→ **Requirements**
Repeat the data that follows, word for word, without the images.
......
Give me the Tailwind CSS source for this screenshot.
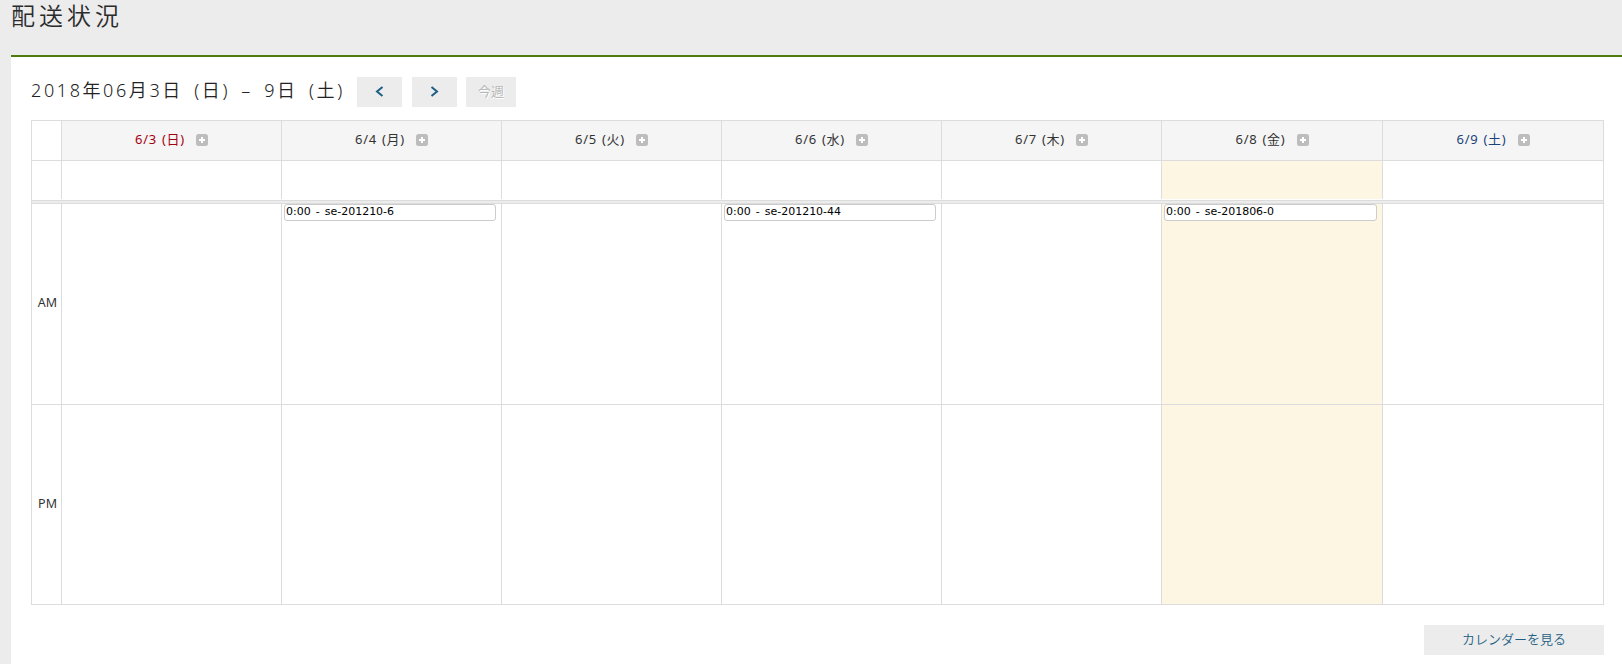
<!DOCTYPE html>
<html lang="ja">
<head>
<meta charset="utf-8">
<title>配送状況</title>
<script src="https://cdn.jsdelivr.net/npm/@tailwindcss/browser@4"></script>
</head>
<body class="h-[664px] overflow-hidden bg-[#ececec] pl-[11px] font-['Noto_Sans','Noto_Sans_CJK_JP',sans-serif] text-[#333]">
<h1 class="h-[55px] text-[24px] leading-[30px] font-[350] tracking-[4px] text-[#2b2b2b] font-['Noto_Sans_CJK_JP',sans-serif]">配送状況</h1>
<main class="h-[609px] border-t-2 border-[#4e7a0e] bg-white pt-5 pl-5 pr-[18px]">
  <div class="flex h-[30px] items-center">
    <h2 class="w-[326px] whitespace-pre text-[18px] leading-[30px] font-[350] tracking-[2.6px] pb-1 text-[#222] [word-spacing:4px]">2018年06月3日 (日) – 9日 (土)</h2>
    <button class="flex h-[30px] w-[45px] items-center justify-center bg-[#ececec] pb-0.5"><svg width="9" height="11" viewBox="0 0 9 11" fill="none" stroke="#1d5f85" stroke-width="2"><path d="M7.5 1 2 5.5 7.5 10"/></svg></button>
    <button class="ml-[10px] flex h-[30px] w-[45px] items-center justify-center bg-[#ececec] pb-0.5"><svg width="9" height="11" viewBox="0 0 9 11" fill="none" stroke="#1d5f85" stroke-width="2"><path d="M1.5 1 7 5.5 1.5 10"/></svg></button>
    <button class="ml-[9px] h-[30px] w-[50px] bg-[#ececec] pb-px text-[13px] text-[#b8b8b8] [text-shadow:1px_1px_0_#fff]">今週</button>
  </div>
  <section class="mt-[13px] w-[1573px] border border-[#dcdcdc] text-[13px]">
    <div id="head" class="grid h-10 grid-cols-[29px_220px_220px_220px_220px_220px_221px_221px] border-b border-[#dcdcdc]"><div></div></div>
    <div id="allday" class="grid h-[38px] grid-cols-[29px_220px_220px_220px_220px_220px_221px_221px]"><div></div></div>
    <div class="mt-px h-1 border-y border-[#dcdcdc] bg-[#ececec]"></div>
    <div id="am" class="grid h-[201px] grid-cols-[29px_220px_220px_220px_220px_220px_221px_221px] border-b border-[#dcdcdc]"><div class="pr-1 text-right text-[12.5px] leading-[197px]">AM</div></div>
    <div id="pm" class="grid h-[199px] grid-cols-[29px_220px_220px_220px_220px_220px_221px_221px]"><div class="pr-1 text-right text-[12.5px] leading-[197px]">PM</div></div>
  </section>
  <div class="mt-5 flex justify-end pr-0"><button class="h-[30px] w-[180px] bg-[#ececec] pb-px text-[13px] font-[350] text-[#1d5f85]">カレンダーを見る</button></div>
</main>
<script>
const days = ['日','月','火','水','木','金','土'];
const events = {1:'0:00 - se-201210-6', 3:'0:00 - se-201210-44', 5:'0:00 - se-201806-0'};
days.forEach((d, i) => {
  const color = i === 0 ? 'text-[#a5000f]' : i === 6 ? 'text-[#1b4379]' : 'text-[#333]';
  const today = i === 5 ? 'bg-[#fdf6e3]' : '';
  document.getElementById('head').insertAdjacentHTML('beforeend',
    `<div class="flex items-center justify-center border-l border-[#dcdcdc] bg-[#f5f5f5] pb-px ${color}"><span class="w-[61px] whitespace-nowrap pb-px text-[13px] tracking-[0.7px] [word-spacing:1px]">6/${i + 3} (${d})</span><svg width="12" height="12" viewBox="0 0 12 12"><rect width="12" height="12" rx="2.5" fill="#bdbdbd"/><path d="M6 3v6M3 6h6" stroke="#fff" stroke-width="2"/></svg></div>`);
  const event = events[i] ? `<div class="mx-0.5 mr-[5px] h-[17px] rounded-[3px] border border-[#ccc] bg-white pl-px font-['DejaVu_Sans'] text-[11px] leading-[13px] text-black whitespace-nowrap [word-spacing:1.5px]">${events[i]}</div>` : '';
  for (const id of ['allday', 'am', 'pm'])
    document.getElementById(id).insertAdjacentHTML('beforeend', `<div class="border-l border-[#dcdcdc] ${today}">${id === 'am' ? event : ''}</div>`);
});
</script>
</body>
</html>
......
→ **Output of the task**
Give me the Tailwind CSS source for this screenshot.
<!DOCTYPE html>
<html lang="ja">
<head>
<meta charset="utf-8">
<title>配送状況</title>
<script src="https://cdn.jsdelivr.net/npm/@tailwindcss/browser@4"></script>
</head>
<body class="h-[664px] overflow-hidden bg-[#ececec] pl-[11px] font-['Noto_Sans','Noto_Sans_CJK_JP',sans-serif] text-[#333]">
<h1 class="h-[55px] text-[24px] leading-[30px] font-[350] tracking-[4px] text-[#2b2b2b] font-['Noto_Sans_CJK_JP',sans-serif]">配送状況</h1>
<main class="h-[609px] border-t-2 border-[#4e7a0e] bg-white pt-5 pl-5 pr-[18px]">
  <div class="flex h-[30px] items-center">
    <h2 class="w-[326px] whitespace-pre text-[18px] leading-[30px] font-[350] tracking-[2.6px] pb-1 text-[#222] [word-spacing:4px]">2018年06月3日 (日) – 9日 (土)</h2>
    <button class="flex h-[30px] w-[45px] items-center justify-center bg-[#ececec] pb-0.5"><svg width="9" height="11" viewBox="0 0 9 11" fill="none" stroke="#1d5f85" stroke-width="2"><path d="M7.5 1 2 5.5 7.5 10"/></svg></button>
    <button class="ml-[10px] flex h-[30px] w-[45px] items-center justify-center bg-[#ececec] pb-0.5"><svg width="9" height="11" viewBox="0 0 9 11" fill="none" stroke="#1d5f85" stroke-width="2"><path d="M1.5 1 7 5.5 1.5 10"/></svg></button>
    <button class="ml-[9px] h-[30px] w-[50px] bg-[#ececec] pb-px text-[13px] text-[#b8b8b8] [text-shadow:1px_1px_0_#fff]">今週</button>
  </div>
  <section class="mt-[13px] w-[1573px] border border-[#dcdcdc] text-[13px]">
    <div id="head" class="grid h-10 grid-cols-[29px_220px_220px_220px_220px_220px_221px_221px] border-b border-[#dcdcdc]"><div></div></div>
    <div id="allday" class="grid h-[38px] grid-cols-[29px_220px_220px_220px_220px_220px_221px_221px]"><div></div></div>
    <div class="mt-px h-1 border-y border-[#dcdcdc] bg-[#ececec]"></div>
    <div id="am" class="grid h-[201px] grid-cols-[29px_220px_220px_220px_220px_220px_221px_221px] border-b border-[#dcdcdc]"><div class="pr-1 text-right text-[12.5px] leading-[197px]">AM</div></div>
    <div id="pm" class="grid h-[199px] grid-cols-[29px_220px_220px_220px_220px_220px_221px_221px]"><div class="pr-1 text-right text-[12.5px] leading-[197px]">PM</div></div>
  </section>
  <div class="mt-5 flex justify-end pr-0"><button class="h-[30px] w-[180px] bg-[#ececec] pb-px text-[13px] font-[350] text-[#1d5f85]">カレンダーを見る</button></div>
</main>
<script>
const days = ['日','月','火','水','木','金','土'];
const events = {1:'0:00 - se-201210-6', 3:'0:00 - se-201210-44', 5:'0:00 - se-201806-0'};
days.forEach((d, i) => {
  const color = i === 0 ? 'text-[#a5000f]' : i === 6 ? 'text-[#1b4379]' : 'text-[#333]';
  const today = i === 5 ? 'bg-[#fdf6e3]' : '';
  document.getElementById('head').insertAdjacentHTML('beforeend',
    `<div class="flex items-center justify-center border-l border-[#dcdcdc] bg-[#f5f5f5] pb-px ${color}"><span class="w-[61px] whitespace-nowrap pb-px text-[13px] tracking-[0.7px] [word-spacing:1px]">6/${i + 3} (${d})</span><svg width="12" height="12" viewBox="0 0 12 12"><rect width="12" height="12" rx="2.5" fill="#bdbdbd"/><path d="M6 3v6M3 6h6" stroke="#fff" stroke-width="2"/></svg></div>`);
  const event = events[i] ? `<div class="mx-0.5 mr-[5px] h-[17px] rounded-[3px] border border-[#ccc] bg-white pl-px font-['DejaVu_Sans'] text-[11px] leading-[13px] text-black whitespace-nowrap [word-spacing:1.5px]">${events[i]}</div>` : '';
  for (const id of ['allday', 'am', 'pm'])
    document.getElementById(id).insertAdjacentHTML('beforeend', `<div class="border-l border-[#dcdcdc] ${today}">${id === 'am' ? event : ''}</div>`);
});
</script>
</body>
</html>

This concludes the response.